In order to state a claim for the use of excessive force in violation of the Eighth Amendment, plaintiff must allege facts that, if proven, would establish that prison officials applied force maliciously and sadistically to cause harm, rather than in a good-faith effort to maintain or restore discipline. Hudson v. McMillian, 503 U.S. 1, 6-7 (1992).

Plaintiff will be granted leave to file an amended complaint, if plaintiff can allege a cognizable legal theory against a proper defendant and sufficient facts in support of that cognizable legal theory. Lopez v. Smith, 203 F.3d 1122, 1126-27 (9th Cir. 2000) (en banc) (district courts must afford pro se litigants an opportunity to amend to correct any deficiency in their complaints). Should plaintiff choose to file an amended complaint, the amended complaint shall clearly set forth the claims and allegations against each defendant. Any amended complaint must cure the deficiencies identified above and also adhere to the following requirements:

Any amended complaint must be complete in itself without reference to any prior pleading. E.D. Cal. Local Rule 220; see Loux v. Rhay, 375 F.2d 55, 57 (9th Cir. 1967). Once plaintiff files an amended complaint, the original pleading is superseded.

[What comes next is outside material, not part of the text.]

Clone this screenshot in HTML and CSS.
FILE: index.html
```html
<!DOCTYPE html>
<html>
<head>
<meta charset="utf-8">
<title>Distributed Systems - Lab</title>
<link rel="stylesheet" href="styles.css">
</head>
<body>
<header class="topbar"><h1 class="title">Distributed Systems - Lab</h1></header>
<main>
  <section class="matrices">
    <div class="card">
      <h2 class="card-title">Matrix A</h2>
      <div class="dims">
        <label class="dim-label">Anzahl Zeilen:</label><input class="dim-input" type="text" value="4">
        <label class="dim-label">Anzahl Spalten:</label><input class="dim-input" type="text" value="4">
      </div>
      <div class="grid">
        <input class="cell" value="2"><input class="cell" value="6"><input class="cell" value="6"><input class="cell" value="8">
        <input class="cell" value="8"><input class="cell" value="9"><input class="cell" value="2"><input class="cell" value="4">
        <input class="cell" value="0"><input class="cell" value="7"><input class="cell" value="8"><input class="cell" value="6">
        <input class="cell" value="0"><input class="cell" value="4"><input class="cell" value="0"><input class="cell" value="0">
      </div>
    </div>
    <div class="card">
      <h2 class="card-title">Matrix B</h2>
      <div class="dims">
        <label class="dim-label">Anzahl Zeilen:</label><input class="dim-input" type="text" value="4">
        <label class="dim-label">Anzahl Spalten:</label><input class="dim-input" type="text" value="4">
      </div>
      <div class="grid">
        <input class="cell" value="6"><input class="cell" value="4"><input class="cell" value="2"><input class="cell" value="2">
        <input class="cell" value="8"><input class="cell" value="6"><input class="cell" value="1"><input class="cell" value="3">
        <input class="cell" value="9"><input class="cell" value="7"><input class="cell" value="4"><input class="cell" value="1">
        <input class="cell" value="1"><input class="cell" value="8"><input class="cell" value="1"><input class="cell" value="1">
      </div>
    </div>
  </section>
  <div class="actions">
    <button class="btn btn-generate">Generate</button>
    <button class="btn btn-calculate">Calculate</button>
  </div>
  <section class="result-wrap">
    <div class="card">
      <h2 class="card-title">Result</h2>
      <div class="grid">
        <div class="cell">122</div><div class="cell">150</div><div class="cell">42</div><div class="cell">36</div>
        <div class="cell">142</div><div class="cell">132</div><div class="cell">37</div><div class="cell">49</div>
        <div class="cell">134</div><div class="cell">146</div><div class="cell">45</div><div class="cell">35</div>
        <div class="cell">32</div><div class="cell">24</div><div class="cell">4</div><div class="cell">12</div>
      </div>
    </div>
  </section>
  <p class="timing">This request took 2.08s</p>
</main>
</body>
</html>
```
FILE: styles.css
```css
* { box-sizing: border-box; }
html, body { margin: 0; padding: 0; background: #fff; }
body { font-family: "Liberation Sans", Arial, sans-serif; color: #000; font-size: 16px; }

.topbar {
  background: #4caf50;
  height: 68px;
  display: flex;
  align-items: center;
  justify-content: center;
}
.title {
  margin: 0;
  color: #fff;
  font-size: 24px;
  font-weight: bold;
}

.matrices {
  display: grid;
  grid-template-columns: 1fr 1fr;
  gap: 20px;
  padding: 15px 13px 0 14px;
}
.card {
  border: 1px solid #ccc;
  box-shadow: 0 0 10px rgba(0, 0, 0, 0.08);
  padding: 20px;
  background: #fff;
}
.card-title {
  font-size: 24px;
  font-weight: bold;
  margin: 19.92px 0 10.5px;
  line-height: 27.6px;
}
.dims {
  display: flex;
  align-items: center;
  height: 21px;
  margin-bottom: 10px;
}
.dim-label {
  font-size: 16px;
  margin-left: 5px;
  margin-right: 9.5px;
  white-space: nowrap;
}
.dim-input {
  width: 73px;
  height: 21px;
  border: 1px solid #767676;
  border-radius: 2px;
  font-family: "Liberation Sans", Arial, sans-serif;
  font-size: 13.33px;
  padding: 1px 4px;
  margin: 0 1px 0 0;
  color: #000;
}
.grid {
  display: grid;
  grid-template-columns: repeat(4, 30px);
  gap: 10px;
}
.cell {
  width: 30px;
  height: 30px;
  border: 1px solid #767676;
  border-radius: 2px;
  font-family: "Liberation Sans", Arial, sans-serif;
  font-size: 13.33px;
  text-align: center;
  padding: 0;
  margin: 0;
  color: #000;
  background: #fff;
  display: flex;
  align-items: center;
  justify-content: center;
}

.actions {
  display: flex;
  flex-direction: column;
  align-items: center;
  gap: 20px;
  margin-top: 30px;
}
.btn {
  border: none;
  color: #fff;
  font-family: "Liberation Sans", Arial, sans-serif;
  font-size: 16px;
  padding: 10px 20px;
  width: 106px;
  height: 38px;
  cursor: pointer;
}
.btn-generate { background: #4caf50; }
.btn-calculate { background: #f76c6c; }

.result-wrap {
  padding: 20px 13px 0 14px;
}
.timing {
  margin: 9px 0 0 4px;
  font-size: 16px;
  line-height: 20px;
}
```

Plaintiff may not change the nature of this suit by alleging new, unrelated claims in an amended complaint. George v. Smith, 507 F.3d 605, 607 (7th Cir. 2007) (no "buckshot" complaints).

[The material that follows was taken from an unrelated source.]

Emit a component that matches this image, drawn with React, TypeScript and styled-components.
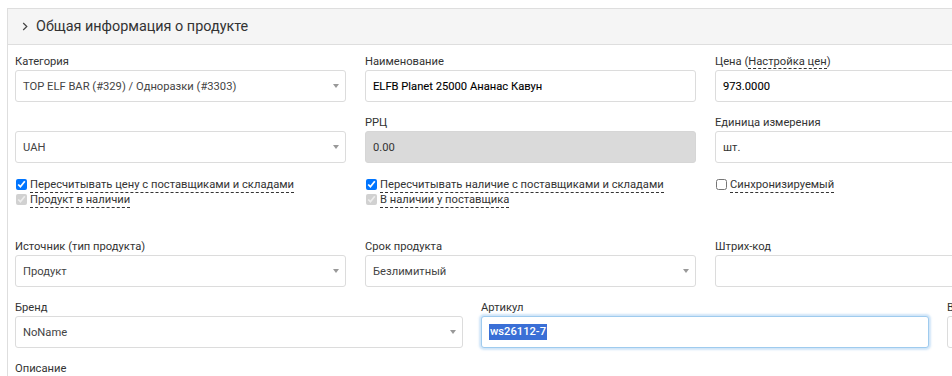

Accordingly, the court hereby orders that:

1. Plaintiff's request to proceed in forma pauperis is granted.

2. Plaintiff shall pay the statutory filing fee of $350. All payments shall be collected in accordance with the notice to the Director of the California Department of Corrections and Rehabilitation filed concurrently herewith.

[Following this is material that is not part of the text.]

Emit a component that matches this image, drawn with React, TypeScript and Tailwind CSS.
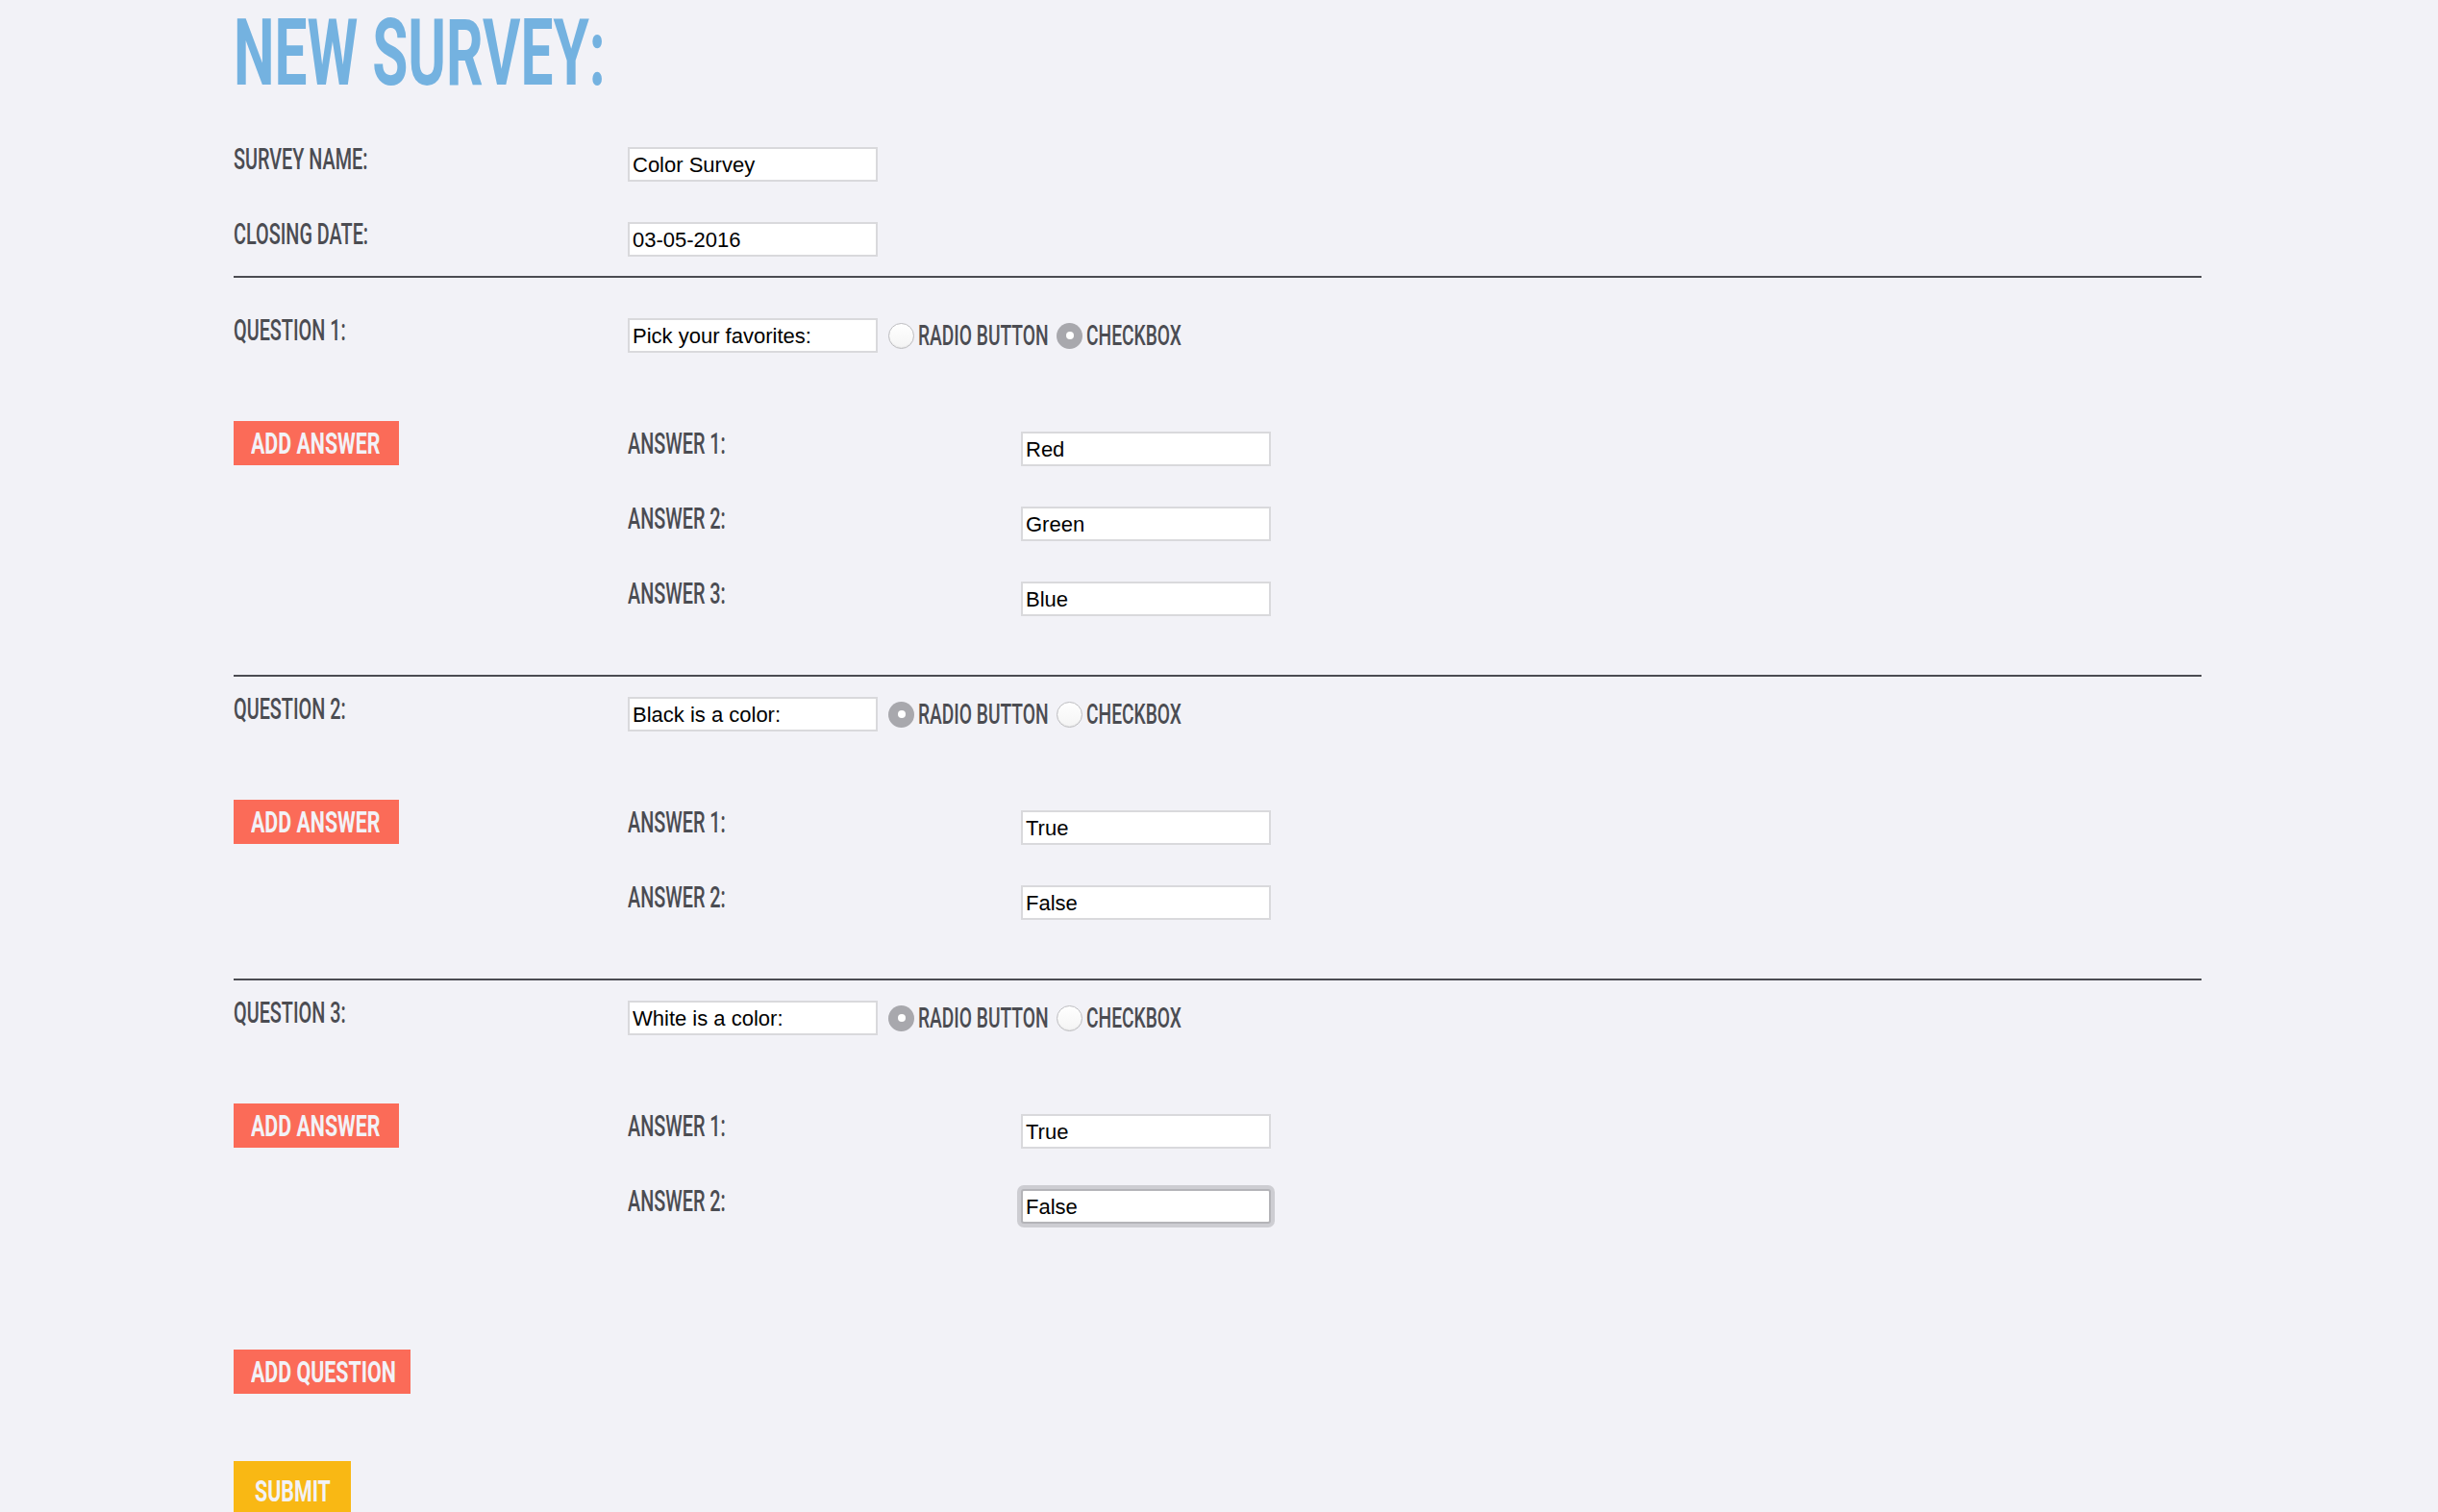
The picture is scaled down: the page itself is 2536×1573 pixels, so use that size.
import React, { useEffect, useRef } from 'react';

type Question = {
  text: string;
  type: 'radio' | 'checkbox';
  answers: string[];
};

const questions: Question[] = [
  { text: 'Pick your favorites:', type: 'checkbox', answers: ['Red', 'Green', 'Blue'] },
  { text: 'Black is a color:', type: 'radio', answers: ['True', 'False'] },
  { text: 'White is a color:', type: 'radio', answers: ['True', 'False'] },
];

const inputCls =
  "h-[36px] w-[260px] shrink-0 border-2 border-[#d9d9dc] bg-white px-[3px] pt-[2px] font-['Liberation_Sans',Arial,sans-serif] text-[22px] text-black outline-none";

const Label = ({ children }: { children: React.ReactNode }) => (
  <span className="inline-block origin-left whitespace-nowrap font-['Roboto',sans-serif] text-[31px] font-medium leading-[24px] text-[#4b4c52] [transform:scaleX(0.64)]">
    {children}
  </span>
);

const Radio = ({ checked }: { checked: boolean }) =>
  checked ? (
    <span className="flex h-[27px] w-[27px] shrink-0 items-center justify-center rounded-full bg-[#a8a8ad]">
      <span className="block h-[8px] w-[8px] rounded-full bg-white" />
    </span>
  ) : (
    <span className="block h-[27px] w-[27px] shrink-0 rounded-full border border-[#bdbdc0] bg-gradient-to-b from-white to-[#f4f4f4] shadow-[inset_0_-1px_1px_rgba(0,0,0,0.06)]" />
  );

const RadioText = ({ children, width }: { children: React.ReactNode; width: string }) => (
  <span className={width}>
    <span className="inline-block origin-left whitespace-nowrap font-['Roboto',sans-serif] text-[30px] font-medium leading-none text-[#4b4c52] [transform:scaleX(0.64)]">
      {children}
    </span>
  </span>
);

const Button = ({ children, className }: { children: React.ReactNode; className: string }) => (
  <button type="button" className={`flex items-center ${className}`}>
    <span className="inline-block origin-left whitespace-nowrap font-['Roboto',sans-serif] text-[31px] font-bold leading-none text-[#f2f2f7] [transform:scaleX(0.69)]">
      {children}
    </span>
  </button>
);

export default function App() {
  const focusRef = useRef<HTMLInputElement>(null);

  useEffect(() => {
    const el = focusRef.current;
    if (el) {
      el.focus();
      el.setSelectionRange(el.value.length, el.value.length);
    }
  }, []);

  return (
    <div className="h-screen overflow-hidden bg-[#f2f2f7]">
      <div className="pl-[243px] pr-[246px] pt-[7px]">
        <h1 className="h-[96px]">
          <span className="inline-block origin-left whitespace-nowrap font-['Roboto',sans-serif] text-[96px] font-bold leading-none text-[#74b2e0] [transform:scaleX(0.628)]">
            NEW SURVEY:
          </span>
        </h1>

        <div className="mt-[50px] flex flex-col gap-[42px]">
          <div className="flex items-start">
            <div className="w-[410px] shrink-0 pt-[1px]">
              <Label>SURVEY NAME:</Label>
            </div>
            <input className={inputCls} defaultValue="Color Survey" />
          </div>
          <div className="flex items-start">
            <div className="w-[410px] shrink-0 pt-[1px]">
              <Label>CLOSING DATE:</Label>
            </div>
            <input className={inputCls} defaultValue="03-05-2016" />
          </div>
        </div>

        <div className="mt-[20px]">
          {questions.map((q, qi) => (
            <div
              key={qi}
              className={`border-t-2 border-[#4b4c52] pb-[61px] ${qi === 0 ? 'pt-[42px]' : 'pt-[21px]'}`}
            >
              <div className="flex items-start">
                <div className="w-[410px] shrink-0 pt-[1px]">
                  <Label>QUESTION {qi + 1}:</Label>
                </div>
                <input className={inputCls} defaultValue={q.text} />
                <div className="ml-[11px] flex h-[36px] items-center">
                  <Radio checked={q.type === 'radio'} />
                  <span className="ml-[4px] flex">
                    <RadioText width="w-[133px]">RADIO BUTTON</RadioText>
                  </span>
                  <span className="ml-[11px] flex">
                    <Radio checked={q.type === 'checkbox'} />
                  </span>
                  <span className="ml-[4px] flex">
                    <RadioText width="w-[100px]">CHECKBOX</RadioText>
                  </span>
                </div>
              </div>

              <div className="mt-[71px] flex items-start">
                <div className="w-[410px] shrink-0">
                  <Button className="h-[46px] w-[172px] bg-[#fb6b58] pl-[18px]">ADD ANSWER</Button>
                </div>
                <div className="flex flex-col gap-[42px] pt-[11px]">
                  {q.answers.map((a, ai) => {
                    const focused = qi === questions.length - 1 && ai === q.answers.length - 1;
                    return (
                      <div key={ai} className="flex items-start">
                        <div className="w-[409px] shrink-0 pt-[1px]">
                          <Label>ANSWER {ai + 1}:</Label>
                        </div>
                        {focused ? (
                          <input
                            ref={focusRef}
                            className="h-[36px] w-[260px] shrink-0 rounded-[3px] border-2 border-[#b4b4b8] bg-white px-[3px] pt-[2px] font-['Liberation_Sans',Arial,sans-serif] text-[22px] text-black caret-black shadow-[0_0_0_4px_#cdcdd2] outline-none"
                            defaultValue={a}
                          />
                        ) : (
                          <input className={inputCls} defaultValue={a} />
                        )}
                      </div>
                    );
                  })}
                </div>
              </div>
            </div>
          ))}
        </div>

        <Button className="mt-[70px] h-[46px] w-[184px] bg-[#fb6b58] pl-[18px]">ADD QUESTION</Button>

        <Button className="mt-[70px] h-[62px] w-[122px] bg-[#f9b814] pl-[22px]">SUBMIT</Button>
      </div>
    </div>
  );
}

3. The complaint is dismissed with leave to amend within 30 days. The amended complaint must bear the docket number assigned to this case and be titled "First Amended Complaint." Failure to comply with this order will result in a recommendation that this action be dismissed for failure to state a claim. If plaintiff files an amended complaint stating a cognizable claim the court will proceed with service of process by the United States Marshal.